National Media and Infocommunications Authority

Agency overview
- Formed: December 20, 2010; 15 years ago
- Jurisdiction: Government of Hungary
- Headquarters: Budapest;
- Agency executives: -, President; Bartóki-Gönczy Balázs, Member; László Budai, Member; László Meszleny, Member; Károly Szadai, Member;
- Website: nmhh.hu

Footnotes

= National Media and Infocommunications Authority =

Hungarian regulatory agency

The National Media and Infocommunications Authority (Hungarian: Nemzeti Média- és Hírközlési Hatóság) is an independent commission tasked with oversight of media and communication. This includes surveillance and regulation of broadcast stations, television, newspapers, and media service providers. Additionally it can issue and manage a broadcast license for any radio systems.
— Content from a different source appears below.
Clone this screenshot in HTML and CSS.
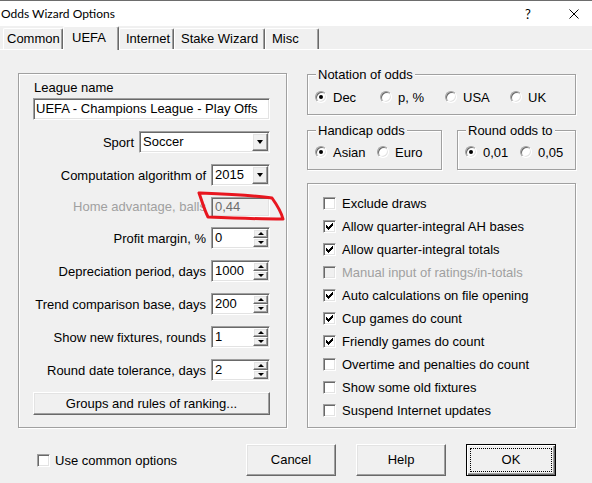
FILE: index.html
```html
<!DOCTYPE html>
<html lang="en">
<head>
    <meta charset="UTF-8">
    <title>Odds Wizard Options</title>
    <link rel="stylesheet" href="styles.css">
</head>
<body>
    <div class="titlebar">
        <span class="title">Odds Wizard Options</span>
        <span class="help">?</span>
        <svg class="close" width="10" height="10" viewBox="0 0 10 10">
            <path d="M0.5 0.5L9.5 9.5M9.5 0.5L0.5 9.5" stroke="#000" stroke-width="1" fill="none"/>
        </svg>
    </div>

    <div class="tabs">
        <div class="tab">Common</div>
        <div class="tab active">UEFA</div>
        <div class="tab">Internet</div>
        <div class="tab">Stake Wizard</div>
        <div class="tab">Misc</div>
    </div>

    <div class="page">
        <!-- league settings -->
        <div class="group league">
            <div class="caption">League name</div>
            <div class="edit">UEFA - Champions League - Play Offs</div>

            <div class="row">
                <span>Sport</span>
                <div class="edit combo sport"><span class="val">Soccer</span><span class="drop raised"></span></div>
            </div>
            <div class="row">
                <span>Computation algorithm of</span>
                <div class="edit combo"><span class="val">2015</span><span class="drop raised"></span></div>
            </div>
            <div class="row dim">
                <span>Home advantage, balls</span>
                <div class="edit off"><span class="val">0,44</span></div>
            </div>
            <div class="row">
                <span>Profit margin, %</span>
                <div class="edit"><span class="val">0</span><span class="updown"><b class="raised up"></b><b class="raised down"></b></span></div>
            </div>
            <div class="row">
                <span>Depreciation period, days</span>
                <div class="edit"><span class="val">1000</span><span class="updown"><b class="raised up"></b><b class="raised down"></b></span></div>
            </div>
            <div class="row">
                <span>Trend comparison base, days</span>
                <div class="edit"><span class="val">200</span><span class="updown"><b class="raised up"></b><b class="raised down"></b></span></div>
            </div>
            <div class="row">
                <span>Show new fixtures, rounds</span>
                <div class="edit"><span class="val">1</span><span class="updown"><b class="raised up"></b><b class="raised down"></b></span></div>
            </div>
            <div class="row">
                <span>Round date tolerance, days</span>
                <div class="edit"><span class="val">2</span><span class="updown"><b class="raised up"></b><b class="raised down"></b></span></div>
            </div>

            <div class="btn raised ranking">Groups and rules of ranking...</div>
        </div>

        <!-- odds settings -->
        <div class="side">
            <fieldset class="notation">
                <legend>Notation of odds</legend>
                <div class="opts">
                    <span class="opt"><i class="radio on"></i>Dec</span>
                    <span class="opt"><i class="radio"></i>p, %</span>
                    <span class="opt"><i class="radio"></i>USA</span>
                    <span class="opt"><i class="radio"></i>UK</span>
                </div>
            </fieldset>

            <div class="pair">
                <fieldset class="handicap">
                    <legend>Handicap odds</legend>
                    <div class="opts">
                        <span class="opt"><i class="radio on"></i>Asian</span>
                        <span class="opt"><i class="radio"></i>Euro</span>
                    </div>
                </fieldset>
                <fieldset class="rounding">
                    <legend>Round odds to</legend>
                    <div class="opts">
                        <span class="opt"><i class="radio on"></i>0,01</span>
                        <span class="opt"><i class="radio"></i>0,05</span>
                    </div>
                </fieldset>
            </div>

            <div class="group flags">
                <div class="check"><i class="box"></i>Exclude draws</div>
                <div class="check"><i class="box"><svg width="7" height="7" viewBox="0 0 7 7"><path d="M0 2h1v1h1v1h1v-1h1v-1h1v-1h1v-1h1v3h-1v1h-1v1h-1v1h-1v1h-1v-1h-1v-1h-1z"/></svg></i>Allow quarter-integral AH bases</div>
                <div class="check"><i class="box"><svg width="7" height="7" viewBox="0 0 7 7"><path d="M0 2h1v1h1v1h1v-1h1v-1h1v-1h1v-1h1v3h-1v1h-1v1h-1v1h-1v1h-1v-1h-1v-1h-1z"/></svg></i>Allow quarter-integral totals</div>
                <div class="check disabled"><i class="box"></i>Manual input of ratings/in-totals</div>
                <div class="check"><i class="box"><svg width="7" height="7" viewBox="0 0 7 7"><path d="M0 2h1v1h1v1h1v-1h1v-1h1v-1h1v-1h1v3h-1v1h-1v1h-1v1h-1v1h-1v-1h-1v-1h-1z"/></svg></i>Auto calculations on file opening</div>
                <div class="check"><i class="box"><svg width="7" height="7" viewBox="0 0 7 7"><path d="M0 2h1v1h1v1h1v-1h1v-1h1v-1h1v-1h1v3h-1v1h-1v1h-1v1h-1v1h-1v-1h-1v-1h-1z"/></svg></i>Cup games do count</div>
                <div class="check"><i class="box"><svg width="7" height="7" viewBox="0 0 7 7"><path d="M0 2h1v1h1v1h1v-1h1v-1h1v-1h1v-1h1v3h-1v1h-1v1h-1v1h-1v1h-1v-1h-1v-1h-1z"/></svg></i>Friendly games do count</div>
                <div class="check"><i class="box"></i>Overtime and penalties do count</div>
                <div class="check"><i class="box"></i>Show some old fixtures</div>
                <div class="check"><i class="box"></i>Suspend Internet updates</div>
            </div>
        </div>
    </div>

    <div class="footer">
        <div class="check"><i class="box"></i>Use common options</div>
        <div class="buttons">
            <div class="btn raised">Cancel</div>
            <div class="btn raised">Help</div>
            <div class="btn default"><span class="focus">OK</span></div>
        </div>
    </div>

    <!-- red marker loop around the home advantage field -->
    <svg class="marker" width="592" height="483" viewBox="0 0 592 483">
        <path d="M199 193C225 194 252 195 272 198C277 205 281 211 283 219C258 219 232 218 208 217C204 209 202 201 199 193Z" fill="none" stroke="#e8161f" stroke-width="3" stroke-linejoin="round"/>
    </svg>
</body>
</html>
```

FILE: styles.css
```css
* {
    box-sizing: border-box;
}
body {
    margin: 0;
    width: 592px;
    height: 483px;
    overflow: hidden;
    position: relative;
    background-color: #f0f0f0;
    font-family: "Liberation Sans", Arial, sans-serif;
    font-size: 13px;
    color: #000;
}

/* window caption */
.titlebar {
    height: 26px;
    border-top: 1px solid #6d6d6d;
    background-color: #fff;
    display: flex;
    align-items: center;
}
.titlebar .title {
    flex: 1;
    padding-left: 1px;
    font-family: Lato, "Liberation Sans", sans-serif;
    font-size: 12px;
}
.titlebar .help {
    width: 8px;
    text-align: center;
    margin-right: 37px;
    font-family: Lato, "Liberation Sans", sans-serif;
    font-size: 13px;
}
.titlebar .close {
    margin-right: 13px;
}

/* tab strip */
.tabs {
    display: flex;
    align-items: flex-end;
    height: 24px;
    padding-left: 3px;
    border-bottom: 1px solid #fff;
}
.tab {
    height: 21px;
    line-height: 20px;
    padding-left: 6px;
    border-top: 1px solid #fff;
    border-left: 1px solid #fff;
    border-right: 1px solid #696969;
    border-radius: 2px 2px 0 0;
    box-shadow: inset -1px 0 0 #a0a0a0;
    white-space: nowrap;
}
.tab:nth-child(1) { width: 60px; padding-left: 3px; }
.tab:nth-child(2) { width: 56px; }
.tab:nth-child(3) { width: 55px; }
.tab:nth-child(4) { width: 91px; }
.tab:nth-child(5) { width: 54px; }
.tab.active {
    height: 24px;
    margin-bottom: -1px;
    padding-top: 2px;
    padding-left: 8px;
    line-height: 17px;
    background-color: #f0f0f0;
}

/* page layout */
.page {
    display: flex;
    align-items: flex-start;
    gap: 20px;
    padding: 17px 0 0 18px;
}
.group {
    border: 1px solid #a0a0a0;
    box-shadow: inset 1px 1px 0 #fff, 1px 1px 0 #fff;
}
.league {
    width: 269px;
    height: 355px;
    margin-top: 6px;
    padding: 6px 16px 0 14px;
}
.league .caption {
    padding-left: 1px;
    line-height: 15px;
    margin-bottom: 3px;
}

/* sunken edit fields */
.edit {
    display: flex;
    height: 22px;
    padding-left: 2px;
    line-height: 20px;
    background-color: #fff;
    border: 1px solid;
    border-color: #a0a0a0 #fff #fff #a0a0a0;
    box-shadow: inset 1px 1px 0 #696969, inset -1px -1px 0 #e3e3e3;
    white-space: nowrap;
}
.edit .val {
    flex: 1;
    padding-left: 1px;
}
.edit.off {
    background-color: #f0f0f0;
    color: #6d6d6d;
}

.raised {
    background-color: #f0f0f0;
    border: 1px solid;
    border-color: #fff #696969 #696969 #fff;
    box-shadow: inset -1px -1px 0 #a0a0a0, inset 1px 1px 0 #e3e3e3;
}

.row {
    display: flex;
    justify-content: flex-end;
    align-items: center;
    gap: 5px;
    height: 22px;
    margin-top: 11px;
    white-space: nowrap;
}
.row .edit {
    width: 59px;
}
.row .edit.sport {
    width: 131px;
}
.row.dim {
    height: 19px;
    color: #a0a0a0;
}
.row.dim .edit {
    height: 20px;
    line-height: 18px;
}

/* combo drop button */
.drop {
    width: 16px;
    margin: 1px;
    display: flex;
    align-items: center;
    justify-content: center;
}
.drop::after {
    content: "";
    border-top: 4px solid #000;
    border-left: 3.5px solid transparent;
    border-right: 3.5px solid transparent;
}

/* spin buttons */
.updown {
    width: 15px;
    margin: 1px;
    display: flex;
    flex-direction: column;
}
.updown b {
    flex: 1;
    display: flex;
    align-items: center;
    justify-content: center;
}
.updown .up::after {
    content: "";
    border-bottom: 3px solid #000;
    border-left: 3px solid transparent;
    border-right: 3px solid transparent;
}
.updown .down::after {
    content: "";
    border-top: 3px solid #000;
    border-left: 3px solid transparent;
    border-right: 3px solid transparent;
}

.btn {
    height: 23px;
    line-height: 21px;
    text-align: center;
}
.ranking {
    margin-top: 11px;
}

/* right column */
.side {
    width: 269px;
}
fieldset {
    margin: 0;
    padding: 0 0 0 7px;
    min-width: 0;
    border: 1px solid #a0a0a0;
    box-shadow: inset 1px 1px 0 #fff, 1px 1px 0 #fff;
}
legend {
    margin-left: 1px;
    padding: 0 2px;
    line-height: 15px;
    background-color: #f0f0f0;
}
.opts {
    display: flex;
    align-items: center;
    height: 16px;
}
.notation .opts {
    margin: 7px 0 9px;
}
.notation .opt { width: 65px; }
.pair {
    display: flex;
    gap: 15px;
    margin-top: 8px;
}
.pair .opts {
    margin: 6px 0 9px;
}
.handicap {
    width: 135px;
}
.handicap .opt { width: 62px; }
.rounding {
    width: 119px;
}
.rounding .opt { width: 56px; }
.opt {
    display: flex;
    align-items: center;
    gap: 6px;
    white-space: nowrap;
}
.radio {
    width: 12px;
    height: 12px;
    border-radius: 50%;
    background-color: #fff;
    border: 1px solid;
    border-color: #a0a0a0 #fff #fff #a0a0a0;
    box-shadow: inset 1px 1px 0 #696969, inset -1px -1px 0 #e3e3e3;
    display: flex;
    align-items: center;
    justify-content: center;
}
.radio.on::after {
    content: "";
    width: 4px;
    height: 4px;
    border-radius: 50%;
    background-color: #000;
}

.flags {
    height: 245px;
    margin-top: 13px;
    padding: 8px 0 0 15px;
}
.check {
    display: flex;
    align-items: center;
    gap: 6px;
    height: 23px;
    white-space: nowrap;
}
.box {
    width: 13px;
    height: 13px;
    flex-shrink: 0;
    background-color: #fff;
    border: 1px solid;
    border-color: #a0a0a0 #fff #fff #a0a0a0;
    box-shadow: inset 1px 1px 0 #696969, inset -1px -1px 0 #e3e3e3;
    display: flex;
    align-items: center;
    justify-content: center;
}
.check.disabled {
    color: #a0a0a0;
}
.check.disabled .box {
    background-color: #f0f0f0;
}

/* bottom bar */
.footer {
    display: flex;
    align-items: center;
    height: 32px;
    margin-top: 16px;
    padding: 0 36px 0 37px;
}
.footer .check {
    gap: 5px;
}
.buttons {
    margin-left: auto;
    display: flex;
    gap: 20px;
}
.buttons .btn {
    width: 90px;
    height: 32px;
    line-height: 30px;
}
.btn.default {
    border: 1px solid #000;
    box-shadow: inset 1px 1px 0 #fff, inset -1px -1px 0 #696969, inset -2px -2px 0 #a0a0a0;
    padding: 3px;
}
.btn.default .focus {
    display: block;
    height: 24px;
    line-height: 22px;
    border: 1px dotted #000;
}

.marker {
    position: absolute;
    left: 0;
    top: 0;
    pointer-events: none;
}
```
It was established in 2010 by the second Orbán government. The Authority is run by a five member media council, with one president and four members. This council is elected by the National Assembly with a two-thirds majority. The Council serves out a nine year term.

== Core functions ==
The main activities of the Authority are to continually monitor the state of electronic communications and postal services. Action is taken if any rules or obligations are breached. There are a several main acts that define the core functions. For Electronic Communication, the Authority manages radio frequencies, conducts spectrum management, and handles official matters related to electronic communication services. For Media, the Authority maintains official registers, determines provision fees, and supervises compliance for media controlled by provisions. For Digital Switchover, the Authority manages monitoring of media distribution services and ensures competition compliance. The Authority also performs tasks related to the Postal Service, registers and verifies electronic signatures, and supervises unsolicited electronic advertising. In enforcement of these functions, the Authority has the ability to impose fines as well as suspension of service and termination of contracts.

== Criticism ==
The Authority has faced criticism from both inside and outside of Hungary since its inception. In 2012, after Viktor Orbán spoke at the European Parliament, he faced criticism for defending the Authority while facing pressures to roll back such measures. In 2022, the renewal of frequency license for Tilos Rádió was blocked by the NMHH due to rules infractions that critics deemed were minor. This includes four instances of inappropriate language in a seven year period and errors in annual reports. The radio was able to broadcast again later that year after purchasing the frequency license. Supporters of the Authority responded to criticism by citing the councils appointment by a democratic body and maintain that it is in line with similar semi-independent bodies in Europe.